◆ What this task involves ◆
Retype the whole listing, please, keeping every line exact and dropping the pictures.

-- Information shown start --

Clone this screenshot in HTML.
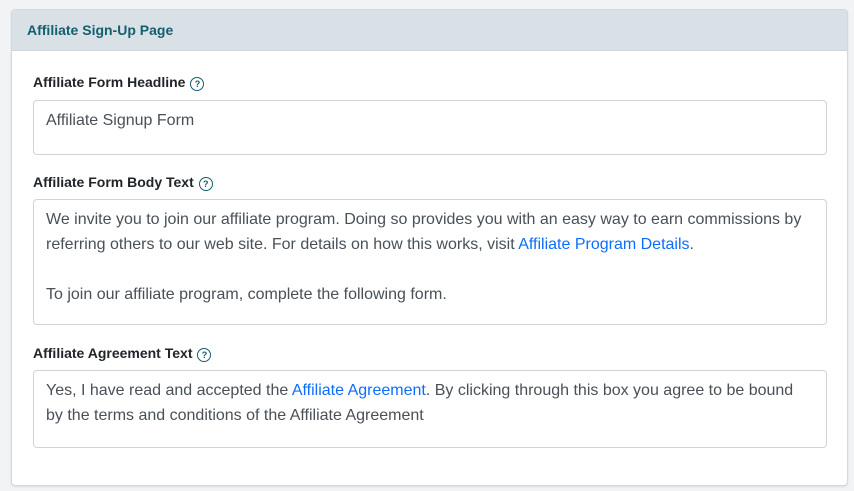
<!DOCTYPE html>
<html><head><style>
body{margin:0;background:#f1f3f5;font-family:"Liberation Sans",Arial,sans-serif;width:854px;height:491px;overflow:hidden}
.card{position:absolute;left:11px;top:9px;width:835px;height:475px;background:#fff;border:1px solid #d3d8dc;border-radius:4px;box-shadow:0 1px 2px rgba(0,0,0,.08);overflow:hidden}
.hd{height:40px;background:#dae1e6;border-bottom:1px solid #cfd6db;color:#145e6e;font-weight:bold;font-size:14px;line-height:41px;padding-left:15px}
.lbl{position:absolute;left:21px;font-size:14px;font-weight:bold;color:#212529}
.q{display:inline-block;width:12px;height:12px;border:1.3px solid #145e6e;border-radius:50%;color:#145e6e;font-size:9px;line-height:12px;text-align:center;margin-left:5px;vertical-align:0px;font-weight:bold}
.box{position:absolute;left:21px;width:768px;border:1px solid #ced4da;border-radius:4px;padding:7px 12px 8px;font-size:16px;line-height:25px;color:#495057}
a{color:#0d6efd;text-decoration:none}
</style></head><body>
<div class="card">
<div class="hd">Affiliate Sign-Up Page</div>
<div class="lbl" style="top:64px">Affiliate Form Headline<span class="q">?</span></div>
<div class="box" style="top:90px;height:38px">Affiliate Signup Form</div>
<div class="lbl" style="top:164px">Affiliate Form Body Text<span class="q">?</span></div>
<div class="box" style="top:189px;height:109px">We invite you to join our affiliate program. Doing so provides you with an easy way to earn commissions by referring others to our web site. For details on how this works, visit <a>Affiliate Program Details</a>.<br><br>To join our affiliate program, complete the following form.</div>
<div class="lbl" style="top:335px">Affiliate Agreement Text<span class="q">?</span></div>
<div class="box" style="top:360px;height:61px">Yes, I have read and accepted the <a>Affiliate Agreement</a>. By clicking through this box you agree to be bound by the terms and conditions of the Affiliate Agreement</div>
</div>
</body></html>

-- Information shown end --

◆ Final result ◆
Clone this screenshot in HTML.
<!DOCTYPE html>
<html><head><style>
body{margin:0;background:#f1f3f5;font-family:"Liberation Sans",Arial,sans-serif;width:854px;height:491px;overflow:hidden}
.card{position:absolute;left:11px;top:9px;width:835px;height:475px;background:#fff;border:1px solid #d3d8dc;border-radius:4px;box-shadow:0 1px 2px rgba(0,0,0,.08);overflow:hidden}
.hd{height:40px;background:#dae1e6;border-bottom:1px solid #cfd6db;color:#145e6e;font-weight:bold;font-size:14px;line-height:41px;padding-left:15px}
.lbl{position:absolute;left:21px;font-size:14px;font-weight:bold;color:#212529}
.q{display:inline-block;width:12px;height:12px;border:1.3px solid #145e6e;border-radius:50%;color:#145e6e;font-size:9px;line-height:12px;text-align:center;margin-left:5px;vertical-align:0px;font-weight:bold}
.box{position:absolute;left:21px;width:768px;border:1px solid #ced4da;border-radius:4px;padding:7px 12px 8px;font-size:16px;line-height:25px;color:#495057}
a{color:#0d6efd;text-decoration:none}
</style></head><body>
<div class="card">
<div class="hd">Affiliate Sign-Up Page</div>
<div class="lbl" style="top:64px">Affiliate Form Headline<span class="q">?</span></div>
<div class="box" style="top:90px;height:38px">Affiliate Signup Form</div>
<div class="lbl" style="top:164px">Affiliate Form Body Text<span class="q">?</span></div>
<div class="box" style="top:189px;height:109px">We invite you to join our affiliate program. Doing so provides you with an easy way to earn commissions by referring others to our web site. For details on how this works, visit <a>Affiliate Program Details</a>.<br><br>To join our affiliate program, complete the following form.</div>
<div class="lbl" style="top:335px">Affiliate Agreement Text<span class="q">?</span></div>
<div class="box" style="top:360px;height:61px">Yes, I have read and accepted the <a>Affiliate Agreement</a>. By clicking through this box you agree to be bound by the terms and conditions of the Affiliate Agreement</div>
</div>
</body></html>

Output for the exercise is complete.